From efd72236249e706cbf68760944f29e61e40a6e48 Mon Sep 17 00:00:00 2001
From: Yi Ge <me@yige.ch>
Date: Mon, 29 Apr 2019 03:50:06 +0200
Subject: [PATCH] make sim_threshold adjustable through api

---
 videocr/api.py    | 11 ++++++-----
 videocr/models.py |  8 +++++---
 videocr/video.py  | 17 +++++++++--------
 3 files changed, 20 insertions(+), 16 deletions(-)

diff --git a/videocr/api.py b/videocr/api.py
index cd1c8d0..b182d43 100644
--- a/videocr/api.py
+++ b/videocr/api.py
@@ -5,8 +5,9 @@ from . import constants
 from .video import Video
 
 
-def get_subtitles(video_path: str, lang='eng', time_start='0:00', time_end='',
-                  conf_threshold=65, use_fullframe=False) -> str:
+def get_subtitles(
+        video_path: str, lang='eng', time_start='0:00', time_end='',
+        conf_threshold=65, sim_threshold=90, use_fullframe=False) -> str:
     # download tesseract data file to ~/tessdata if necessary
     fpath = constants.TESSDATA_DIR / '{}.traineddata'.format(lang)

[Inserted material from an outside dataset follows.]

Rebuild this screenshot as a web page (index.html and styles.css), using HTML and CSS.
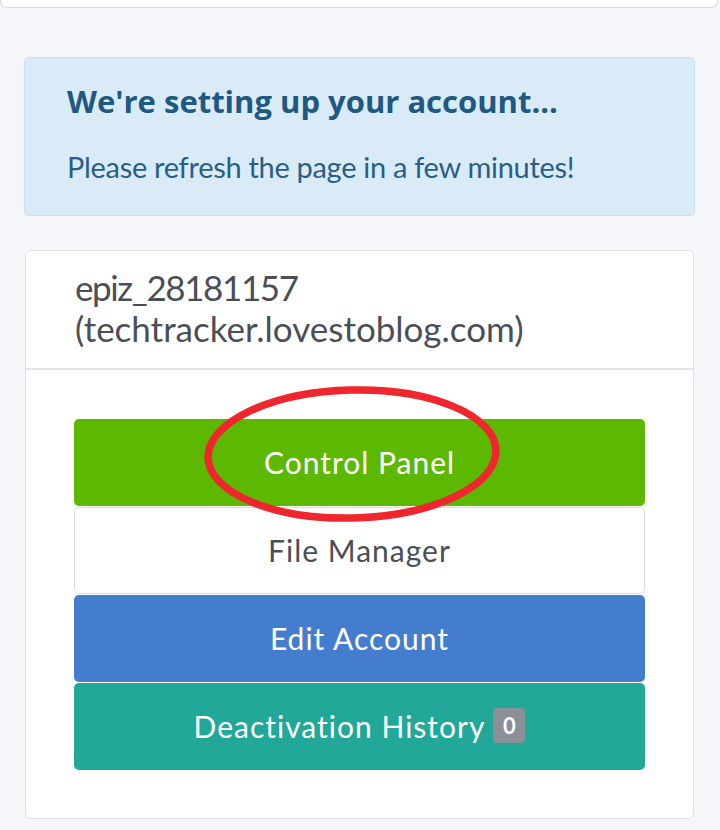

     if not fpath.is_file():
@@ -20,14 +21,14 @@ def get_subtitles(video_path: str, lang='eng', time_start='0:00', time_end='',
 
     v = Video(video_path)
     v.run_ocr(lang, time_start, time_end, conf_threshold, use_fullframe)
-    return v.get_subtitles()
+    return v.get_subtitles(sim_threshold)
 
 
 def save_subtitles_to_file(
         video_path: str, file_path='subtitle.srt', lang='eng',
-        time_start='0:00', time_end='', conf_threshold=65,
+        time_start='0:00', time_end='', conf_threshold=65, sim_threshold=90,
         use_fullframe=False) -> None:
     with open(file_path, 'w+') as f:
         f.write(get_subtitles(
             video_path, lang, time_start, time_end, conf_threshold,
-            use_fullframe))
+            sim_threshold, use_fullframe))
diff --git a/videocr/models.py b/videocr/models.py
index 0dc4298..121cb0f 100644
--- a/videocr/models.py
+++ b/videocr/models.py
@@ -54,10 +54,12 @@ class PredictedFrame:
 
 class PredictedSubtitle:
     frames: List[PredictedFrame]
+    sim_threshold: int
     text: str
 
-    def __init__(self, frames: List[PredictedFrame]):
+    def __init__(self, frames: List[PredictedFrame], sim_threshold: int):
         self.frames = [f for f in frames if f.confidence > 0]
+        self.sim_threshold = sim_threshold
 
         if self.frames:
             self.text = max(self.frames, key=lambda f: f.confidence).text
@@ -76,8 +78,8 @@ class PredictedSubtitle:
             return self.frames[-1].index
         return 0
 
-    def is_similar_to(self, other: PredictedSubtitle, threshold=90) -> bool:
-        return fuzz.partial_ratio(self.text, other.text) >= threshold
+    def is_similar_to(self, other: PredictedSubtitle) -> bool:
+        return fuzz.partial_ratio(self.text, other.text) >= self.sim_threshold
 
     def __repr__(self):
         return '{} - {}. {}'.format(self.index_start, self.index_end, self.text)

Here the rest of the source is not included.